Daniel Keysers, Marius Renn, Thomas M. Breuel · 2007 · Proceedings of the 9th International ACM SIGACCESS Conference on Computers and Accessibility (Assets '07) · doi:10.1145/1296843.1296896

Summary

This paper from the German Research Center for Artificial Intelligence (DFKI) and Technical University Kaiserslautern presents a system that automatically generates ALT tags for images on web pages by analysing image contents through a web proxy. The system addresses the persistent problem that only 39.6% of significant images on high-traffic websites had alternative text at the time of writing, despite WCAG Guideline 1 requiring text equivalents for all non-text content. The architecture uses an HTTP proxy that intercepts web requests, fetches embedded images, and sends them to an image tagger that assigns both a category (e.g., photo, icon, graphic) and descriptive tags based on actual image content. The approach is grounded in the assumption that tags already exist naturally for many images in photo collections like Flickr and personal databases, and these human-created tags can train the system. The image tagger uses a modified version of the FIRE image search engine, which maintains a large database of images with known tags. For a new image, a k-nearest-neighbour search finds visually similar images using a weighted combination of Tamura texture features and RGB colour histograms with Jensen-Shannon divergence as the distance measure. The tags and categories of the nearest matches are combined using a voting scheme to produce output tags.

Key findings

The system successfully demonstrated automatic generation of descriptive ALT tags shown as tooltips on mouse-hover, with categories and content descriptions. Example outputs included tags like "photo, lettering, sign" for a newspaper image and "photo, people, horses" for a sports photograph. The system also performs rule-based analysis to generate additional textual descriptions covering image size, dominant colours, focus, and brightness — providing even basic high-level properties that screen reader users would otherwise miss entirely. An interesting limitation was revealed: the system labelled an image of soccer players on green grass as "horses" because the tagged image database contained horses on grass but no soccer players, illustrating the critical dependency on having a comprehensive, well-labelled training database. The authors noted that even without deep semantic analysis, the retrieval-based approach captures useful information about colour, location, and the presence of people, and that high-level properties like emotion and atmosphere can be communicated through low-level features like colour and brightness.

Relevance

This 2007 paper is a historically significant early attempt at what would become a major area of AI-powered accessibility — automatic image description.
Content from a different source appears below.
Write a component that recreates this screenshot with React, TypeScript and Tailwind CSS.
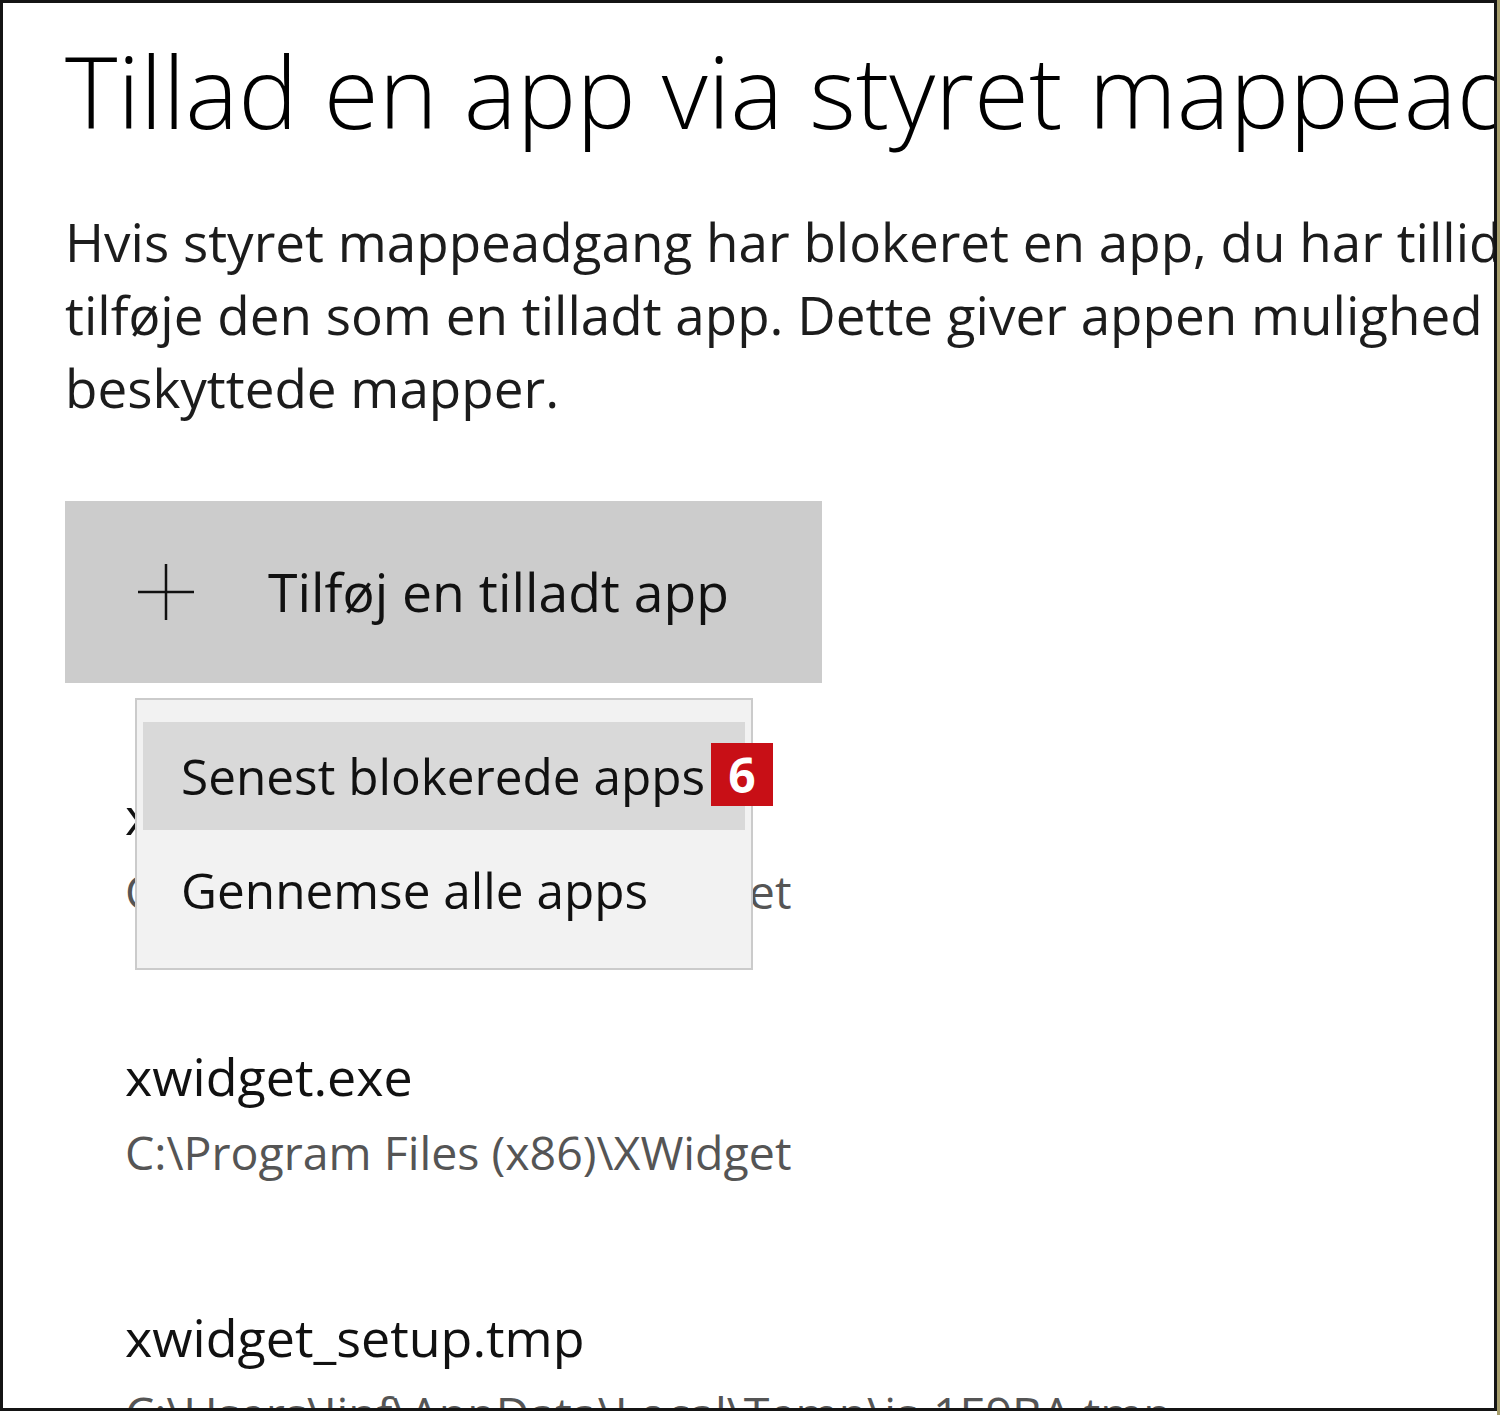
interface AppEntry { name: string; path: string }

const apps: AppEntry[] = [
  { name: "xwidget.exe", path: "C:\\Program Files (x86)\\XWidget" },
  { name: "xwidget.exe", path: "C:\\Program Files (x86)\\XWidget" },
  { name: "xwidget_setup.tmp", path: "C:\\Users\\Jinf\\AppData\\Local\\Temp\\is-1E9BA.tmp" },
];

const font = "font-['Open_Sans','Noto_Sans',sans-serif]";

export default function App() {
  return (
    <div className={`flex h-[1415px] w-[1500px] items-start bg-white ${font}`}>
      <div className="h-[1411px] w-[1497px] overflow-hidden border-[3px] border-[#141414] bg-white pl-[62px]">
        <h1 className="mt-[37px] whitespace-nowrap text-[100px] font-light leading-[100px] text-black">
          Tillad en app via styret mappeadgang
        </h1>

        <div className="mt-[65px] whitespace-nowrap text-[53px] leading-[73px] text-[#1c1c1c]">
          <p>Hvis styret mappeadgang har blokeret en app, du har tillid til, kan du</p>
          <p>tilføje den som en tilladt app. Dette giver appen mulighed for at foretage ændringer i</p>
          <p>beskyttede mapper.</p>
        </div>

        <div className="relative mt-[77px]">
          <button className="flex h-[182px] w-[757px] items-center bg-[#cccccc] pl-[73px] text-left">
            <svg width="56" height="56" viewBox="0 0 56 56" className="text-[#111]">
              <path d="M28 0v56M0 28h56" stroke="currentColor" strokeWidth="2.5" fill="none" />
            </svg>
            <span className="ml-[74px] whitespace-nowrap text-[53.5px] text-[#111]">Tilføj en tilladt app</span>
          </button>

          <div className="absolute left-[70px] top-[197px] z-10 h-[272px] w-[618px] border-2 border-[#cbcbcb] bg-[#f2f2f2] px-[6px] pt-[22px]">
            <div className="relative flex h-[108px] items-center bg-[#d9d9d9] pl-[38px]">
              <span className="whitespace-nowrap text-[49.5px] text-[#111]">Senest blokerede apps</span>
              <span className="absolute left-[568px] top-[21px] flex h-[63px] w-[62px] items-center justify-center bg-[#c80f16] text-[48px] font-bold text-white">
                6
              </span>
            </div>
            <div className="flex h-[120px] items-center pl-[38px]">
              <span className="whitespace-nowrap text-[49.5px] text-[#111]">Gennemse alle apps</span>
            </div>
          </div>

          <div className="mt-[100px] pl-[60px]">
            {apps.map((app, i) => (
              <div key={i} className="mb-[121px]">
                <p className="whitespace-nowrap text-[52px] leading-[64px] text-[#111]">{app.name}</p>
                <p className="mt-[12px] whitespace-nowrap text-[46.5px] leading-[64px] text-[#555]">{app.path}</p>
              </div>
            ))}
          </div>
        </div>
      </div>
      <div className="h-[1415px] w-[3px] bg-[#a59d6c]" />
    </div>
  );
}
While modern systems using deep learning and large language models now produce far more sophisticated alt text, this work established the proxy-based architecture pattern (no browser modification needed, transparent to the user) and the content-based image retrieval approach that influenced subsequent research. For practitioners, the paper highlights issues that remain relevant today: the dependency on training data quality (the "horses for soccer players" error), the distinction between image category (photo vs. icon vs. graphic) and image content description, and the value of even imperfect automatic descriptions over no description at all. The proxy approach also has the advantage of working without requiring website owners to take action, addressing the reality that much of the web remains inaccessible despite guidelines.

Tags: automatic alt text · image accessibility · web accessibility · computer vision · image retrieval · web proxy · content-based image retrieval · screen readers · machine learning

Standards referenced: WCAG 1.0